- What needs to be done
Each line that contains the string "React" counts once; report how many such lines appear in the data, as a number only.

● ● ● ● ●

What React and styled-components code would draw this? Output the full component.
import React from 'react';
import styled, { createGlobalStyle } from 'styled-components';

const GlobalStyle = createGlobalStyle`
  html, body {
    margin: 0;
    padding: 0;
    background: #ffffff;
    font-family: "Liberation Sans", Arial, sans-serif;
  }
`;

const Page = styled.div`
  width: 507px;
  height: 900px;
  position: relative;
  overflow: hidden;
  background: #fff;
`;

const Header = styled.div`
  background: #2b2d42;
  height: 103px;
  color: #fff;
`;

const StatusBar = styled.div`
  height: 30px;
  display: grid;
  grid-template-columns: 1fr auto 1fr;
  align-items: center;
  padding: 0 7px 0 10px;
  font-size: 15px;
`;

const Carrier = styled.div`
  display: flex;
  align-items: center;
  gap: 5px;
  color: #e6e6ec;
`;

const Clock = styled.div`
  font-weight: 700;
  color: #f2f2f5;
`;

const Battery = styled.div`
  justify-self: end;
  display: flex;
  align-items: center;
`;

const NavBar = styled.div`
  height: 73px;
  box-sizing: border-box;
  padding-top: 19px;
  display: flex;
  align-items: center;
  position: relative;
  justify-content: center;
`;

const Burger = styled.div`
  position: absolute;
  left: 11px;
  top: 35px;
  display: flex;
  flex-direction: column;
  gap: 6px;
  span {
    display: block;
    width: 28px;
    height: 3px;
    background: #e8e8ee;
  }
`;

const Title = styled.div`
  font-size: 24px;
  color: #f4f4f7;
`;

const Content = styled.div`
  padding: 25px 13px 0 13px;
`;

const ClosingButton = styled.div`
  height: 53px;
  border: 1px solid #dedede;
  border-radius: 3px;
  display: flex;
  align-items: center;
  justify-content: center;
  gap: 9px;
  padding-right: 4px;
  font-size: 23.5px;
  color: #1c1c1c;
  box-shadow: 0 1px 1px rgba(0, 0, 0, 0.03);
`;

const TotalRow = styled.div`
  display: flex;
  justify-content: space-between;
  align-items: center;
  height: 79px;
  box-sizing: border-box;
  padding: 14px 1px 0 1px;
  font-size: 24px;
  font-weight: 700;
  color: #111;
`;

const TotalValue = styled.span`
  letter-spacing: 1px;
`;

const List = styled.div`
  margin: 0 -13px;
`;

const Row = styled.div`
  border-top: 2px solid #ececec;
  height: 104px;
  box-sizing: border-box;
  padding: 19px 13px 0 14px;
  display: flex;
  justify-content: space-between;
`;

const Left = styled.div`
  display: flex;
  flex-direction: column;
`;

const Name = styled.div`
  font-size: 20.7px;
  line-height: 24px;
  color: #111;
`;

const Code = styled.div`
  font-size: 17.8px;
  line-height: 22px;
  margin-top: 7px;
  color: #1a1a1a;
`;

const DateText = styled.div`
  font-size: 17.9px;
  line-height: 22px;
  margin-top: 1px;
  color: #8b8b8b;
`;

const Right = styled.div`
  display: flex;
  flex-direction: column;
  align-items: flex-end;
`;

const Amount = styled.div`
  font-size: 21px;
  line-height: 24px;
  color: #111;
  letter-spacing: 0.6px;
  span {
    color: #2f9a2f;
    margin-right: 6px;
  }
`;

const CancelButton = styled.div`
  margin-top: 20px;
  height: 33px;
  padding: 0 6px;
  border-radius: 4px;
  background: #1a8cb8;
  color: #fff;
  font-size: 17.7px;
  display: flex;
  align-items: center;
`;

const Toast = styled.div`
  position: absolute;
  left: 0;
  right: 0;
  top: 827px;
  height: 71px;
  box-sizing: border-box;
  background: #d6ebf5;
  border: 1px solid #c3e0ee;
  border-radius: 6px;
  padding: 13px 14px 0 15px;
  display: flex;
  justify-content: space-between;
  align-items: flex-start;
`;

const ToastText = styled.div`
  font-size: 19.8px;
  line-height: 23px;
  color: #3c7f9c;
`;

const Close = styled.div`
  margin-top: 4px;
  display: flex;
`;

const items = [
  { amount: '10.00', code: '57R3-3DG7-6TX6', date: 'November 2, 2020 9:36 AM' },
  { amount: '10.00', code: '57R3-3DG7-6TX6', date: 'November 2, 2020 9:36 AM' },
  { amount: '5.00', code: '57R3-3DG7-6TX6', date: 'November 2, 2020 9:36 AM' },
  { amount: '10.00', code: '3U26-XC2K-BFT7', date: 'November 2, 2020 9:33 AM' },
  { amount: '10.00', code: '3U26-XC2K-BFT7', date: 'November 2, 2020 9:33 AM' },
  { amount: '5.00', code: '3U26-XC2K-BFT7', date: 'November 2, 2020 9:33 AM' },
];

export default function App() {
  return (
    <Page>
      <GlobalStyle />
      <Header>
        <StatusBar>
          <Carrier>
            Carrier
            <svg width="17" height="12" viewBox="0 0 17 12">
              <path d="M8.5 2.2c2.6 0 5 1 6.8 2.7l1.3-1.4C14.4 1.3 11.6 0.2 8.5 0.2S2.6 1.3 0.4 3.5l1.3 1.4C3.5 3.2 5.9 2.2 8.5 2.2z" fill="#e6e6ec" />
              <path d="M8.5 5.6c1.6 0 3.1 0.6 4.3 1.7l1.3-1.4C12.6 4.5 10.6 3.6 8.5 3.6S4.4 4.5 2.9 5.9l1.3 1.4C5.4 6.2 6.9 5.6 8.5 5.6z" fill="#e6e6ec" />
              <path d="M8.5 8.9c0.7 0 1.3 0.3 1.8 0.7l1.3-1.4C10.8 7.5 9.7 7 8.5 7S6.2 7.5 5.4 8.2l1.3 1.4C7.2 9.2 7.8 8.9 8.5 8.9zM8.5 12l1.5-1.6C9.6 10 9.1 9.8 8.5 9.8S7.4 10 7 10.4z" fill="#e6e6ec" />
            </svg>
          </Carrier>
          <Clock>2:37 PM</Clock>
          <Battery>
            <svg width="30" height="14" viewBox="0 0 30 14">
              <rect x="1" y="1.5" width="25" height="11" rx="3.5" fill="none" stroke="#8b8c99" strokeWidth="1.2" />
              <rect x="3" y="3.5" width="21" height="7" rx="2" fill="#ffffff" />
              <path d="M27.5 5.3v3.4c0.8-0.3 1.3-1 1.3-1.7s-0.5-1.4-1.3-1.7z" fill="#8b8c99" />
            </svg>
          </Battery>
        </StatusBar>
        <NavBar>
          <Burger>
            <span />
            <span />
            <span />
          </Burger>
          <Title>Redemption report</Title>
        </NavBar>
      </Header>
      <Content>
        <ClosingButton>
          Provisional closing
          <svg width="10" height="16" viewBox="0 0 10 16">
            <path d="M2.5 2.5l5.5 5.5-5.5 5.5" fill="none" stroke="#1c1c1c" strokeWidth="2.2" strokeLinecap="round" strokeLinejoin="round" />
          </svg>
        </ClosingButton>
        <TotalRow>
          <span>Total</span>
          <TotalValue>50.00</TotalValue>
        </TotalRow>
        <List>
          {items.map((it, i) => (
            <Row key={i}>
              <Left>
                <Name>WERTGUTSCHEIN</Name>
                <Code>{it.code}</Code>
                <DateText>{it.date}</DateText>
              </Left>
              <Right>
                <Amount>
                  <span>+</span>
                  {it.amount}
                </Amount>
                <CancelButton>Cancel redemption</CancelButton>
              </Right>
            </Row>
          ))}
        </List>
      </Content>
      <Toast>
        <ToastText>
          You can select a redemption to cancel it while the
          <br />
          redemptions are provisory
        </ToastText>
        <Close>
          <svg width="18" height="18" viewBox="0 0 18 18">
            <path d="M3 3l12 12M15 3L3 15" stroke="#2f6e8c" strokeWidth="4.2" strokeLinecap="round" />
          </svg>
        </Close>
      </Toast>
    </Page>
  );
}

● ● ● ● ●

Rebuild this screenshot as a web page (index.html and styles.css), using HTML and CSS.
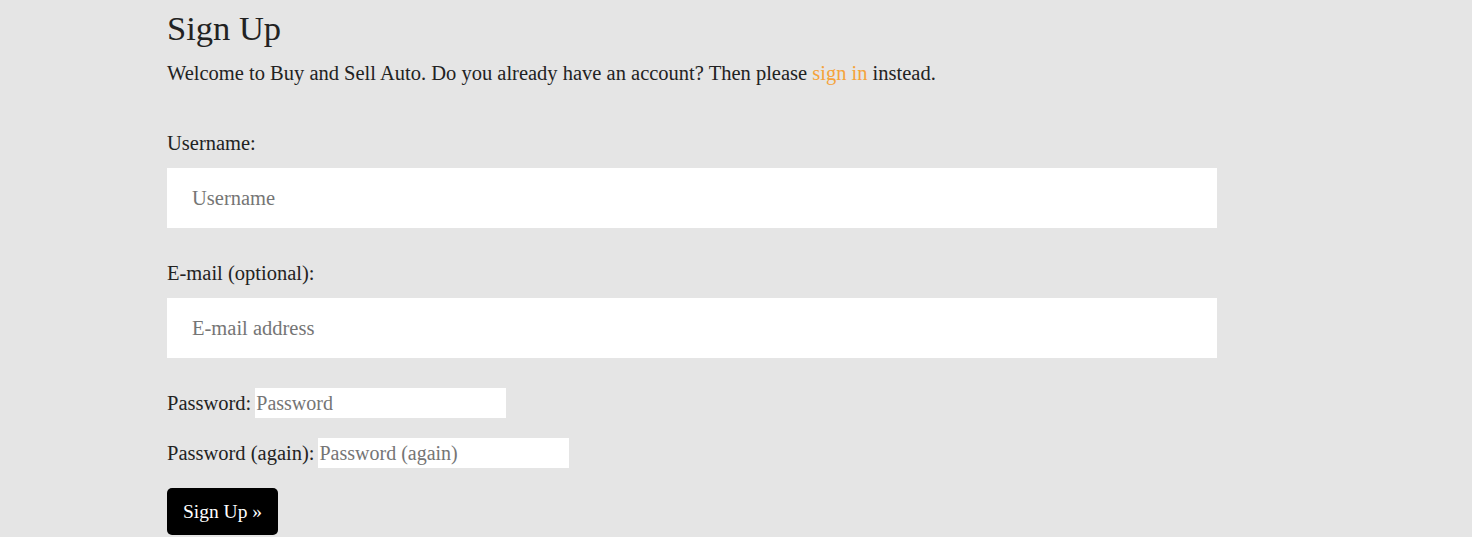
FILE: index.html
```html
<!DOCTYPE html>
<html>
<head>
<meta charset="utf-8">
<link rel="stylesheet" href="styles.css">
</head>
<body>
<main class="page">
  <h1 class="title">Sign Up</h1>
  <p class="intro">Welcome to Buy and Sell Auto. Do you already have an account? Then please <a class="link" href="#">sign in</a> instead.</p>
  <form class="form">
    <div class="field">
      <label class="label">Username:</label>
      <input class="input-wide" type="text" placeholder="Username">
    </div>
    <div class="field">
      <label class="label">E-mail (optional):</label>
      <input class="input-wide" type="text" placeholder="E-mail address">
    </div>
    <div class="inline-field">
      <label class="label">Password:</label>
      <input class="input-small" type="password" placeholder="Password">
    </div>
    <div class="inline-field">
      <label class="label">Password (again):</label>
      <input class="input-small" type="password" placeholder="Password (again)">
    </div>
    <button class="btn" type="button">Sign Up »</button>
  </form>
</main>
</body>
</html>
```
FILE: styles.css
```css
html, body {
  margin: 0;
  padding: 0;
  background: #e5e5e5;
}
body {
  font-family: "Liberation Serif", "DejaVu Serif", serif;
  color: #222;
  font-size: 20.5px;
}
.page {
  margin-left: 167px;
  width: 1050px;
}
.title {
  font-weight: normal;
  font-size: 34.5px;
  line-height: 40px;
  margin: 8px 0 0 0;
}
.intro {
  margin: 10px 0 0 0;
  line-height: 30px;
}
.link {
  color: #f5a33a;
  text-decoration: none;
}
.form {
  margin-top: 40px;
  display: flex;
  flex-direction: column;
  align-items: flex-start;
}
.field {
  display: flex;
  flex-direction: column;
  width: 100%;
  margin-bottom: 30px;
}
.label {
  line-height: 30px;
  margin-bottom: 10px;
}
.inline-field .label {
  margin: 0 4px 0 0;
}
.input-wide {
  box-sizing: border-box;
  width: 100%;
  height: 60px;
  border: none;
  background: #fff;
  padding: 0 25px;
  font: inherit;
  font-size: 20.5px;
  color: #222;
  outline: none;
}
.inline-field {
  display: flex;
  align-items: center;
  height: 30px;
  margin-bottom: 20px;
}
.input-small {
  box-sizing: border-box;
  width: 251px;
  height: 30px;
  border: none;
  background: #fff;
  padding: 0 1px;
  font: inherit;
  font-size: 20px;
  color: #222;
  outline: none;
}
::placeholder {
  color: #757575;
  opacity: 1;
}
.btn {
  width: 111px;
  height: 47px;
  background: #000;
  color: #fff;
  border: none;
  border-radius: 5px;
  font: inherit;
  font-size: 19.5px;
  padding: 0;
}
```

● ● ● ● ●

- Answer below
2